All of this is terribly reminiscent of my mother's death. Sure, some will think that I am wrong for considering the death of a human and a dog on similar levels. Those people don't get how much Simon meant to me. Grief is a deep emotional journey. And the loss of Simon is just as deep as the loss of my mother. This journey is proving to be radically different, though. The undeniable fact is that the loss of my mother has shaped me as significantly our time together shaped me. So far, the same is proving true with Simon. This time around, though, I am able to be shockingly more honest with myself.

Have you seen those 1 800 petmeds commercials? Last week, one came on the TV and it made me cry. The other day, I laid myself down on the floor at the end of the couch where Simon used to hang out. I was too empty to cry, then. Now, tears are streaming as I think of him and try to feel my way through it all.

And all of that is ok. I am, at varying points, empty, angry, lonely, shocked, accepting, and much more. I am not "ok." I am not "just fine." But these are good things to feel. I'm taking that grief caged in my lungs and I'm letting it out in long exhales of emotion.

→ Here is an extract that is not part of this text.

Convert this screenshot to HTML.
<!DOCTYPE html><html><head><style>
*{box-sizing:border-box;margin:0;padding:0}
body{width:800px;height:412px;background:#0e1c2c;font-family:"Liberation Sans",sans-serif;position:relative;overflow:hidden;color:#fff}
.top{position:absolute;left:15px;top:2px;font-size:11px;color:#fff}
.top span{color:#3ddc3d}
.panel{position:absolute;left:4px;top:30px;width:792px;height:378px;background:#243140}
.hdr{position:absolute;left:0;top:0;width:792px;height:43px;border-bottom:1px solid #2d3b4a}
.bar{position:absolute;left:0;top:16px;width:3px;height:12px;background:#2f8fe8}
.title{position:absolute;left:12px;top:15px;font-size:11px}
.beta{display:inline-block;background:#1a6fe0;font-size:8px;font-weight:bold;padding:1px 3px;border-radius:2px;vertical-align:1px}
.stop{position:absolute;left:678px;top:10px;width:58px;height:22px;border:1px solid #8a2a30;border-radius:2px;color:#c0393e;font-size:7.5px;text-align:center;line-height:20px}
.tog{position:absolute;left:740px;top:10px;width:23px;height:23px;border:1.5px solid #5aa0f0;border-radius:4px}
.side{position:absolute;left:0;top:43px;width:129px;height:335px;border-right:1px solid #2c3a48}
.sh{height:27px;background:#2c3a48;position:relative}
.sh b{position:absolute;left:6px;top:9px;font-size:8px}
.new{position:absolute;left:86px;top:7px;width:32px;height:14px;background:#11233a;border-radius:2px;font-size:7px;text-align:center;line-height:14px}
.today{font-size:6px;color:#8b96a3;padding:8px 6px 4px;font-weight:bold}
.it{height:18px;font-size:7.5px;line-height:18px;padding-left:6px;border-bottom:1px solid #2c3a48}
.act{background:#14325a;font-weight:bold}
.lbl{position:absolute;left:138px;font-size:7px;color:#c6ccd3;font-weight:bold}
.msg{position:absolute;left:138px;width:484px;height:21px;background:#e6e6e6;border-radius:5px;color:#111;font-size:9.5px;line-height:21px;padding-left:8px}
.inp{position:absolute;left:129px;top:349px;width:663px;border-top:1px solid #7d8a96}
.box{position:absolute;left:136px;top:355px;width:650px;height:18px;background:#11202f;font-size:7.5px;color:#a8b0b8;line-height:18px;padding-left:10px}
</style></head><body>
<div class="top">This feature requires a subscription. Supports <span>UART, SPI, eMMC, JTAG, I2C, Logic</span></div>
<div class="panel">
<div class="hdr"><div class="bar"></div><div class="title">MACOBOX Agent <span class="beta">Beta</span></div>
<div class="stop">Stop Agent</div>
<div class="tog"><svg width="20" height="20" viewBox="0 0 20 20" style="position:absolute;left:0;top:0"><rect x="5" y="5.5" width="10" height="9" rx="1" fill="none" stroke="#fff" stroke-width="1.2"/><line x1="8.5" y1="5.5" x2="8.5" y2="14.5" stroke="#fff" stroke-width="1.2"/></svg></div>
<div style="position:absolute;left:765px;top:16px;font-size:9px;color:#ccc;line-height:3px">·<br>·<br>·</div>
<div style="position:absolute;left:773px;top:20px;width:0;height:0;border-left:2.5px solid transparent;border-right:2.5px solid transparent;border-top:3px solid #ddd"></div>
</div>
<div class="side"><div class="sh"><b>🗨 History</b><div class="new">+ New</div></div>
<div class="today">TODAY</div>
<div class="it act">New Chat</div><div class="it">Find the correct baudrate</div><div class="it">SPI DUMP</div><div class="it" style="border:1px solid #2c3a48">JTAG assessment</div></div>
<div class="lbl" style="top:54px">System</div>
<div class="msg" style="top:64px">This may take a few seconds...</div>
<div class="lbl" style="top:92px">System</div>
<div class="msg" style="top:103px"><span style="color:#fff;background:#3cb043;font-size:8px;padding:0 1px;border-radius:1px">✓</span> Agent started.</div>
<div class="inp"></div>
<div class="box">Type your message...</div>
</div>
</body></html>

I believe that you never really "get over" a significant loss. You just learn to cope with it, to put it in a place that you can live with and function and sometimes be happy. I believe that grief teaches us about joy and vice versa. This all means that no matter how much time goes by sometimes that loss leaps out of your soul and brings you to your knees. I'm beginning to believe that what matters even more is what you choose to do while your there.

I choose to be honest. I've lost a loving companion. I miss him every day. I ache for him and myself and all the other people who lost him too. And I will learn to live with it, it will just take me awhile.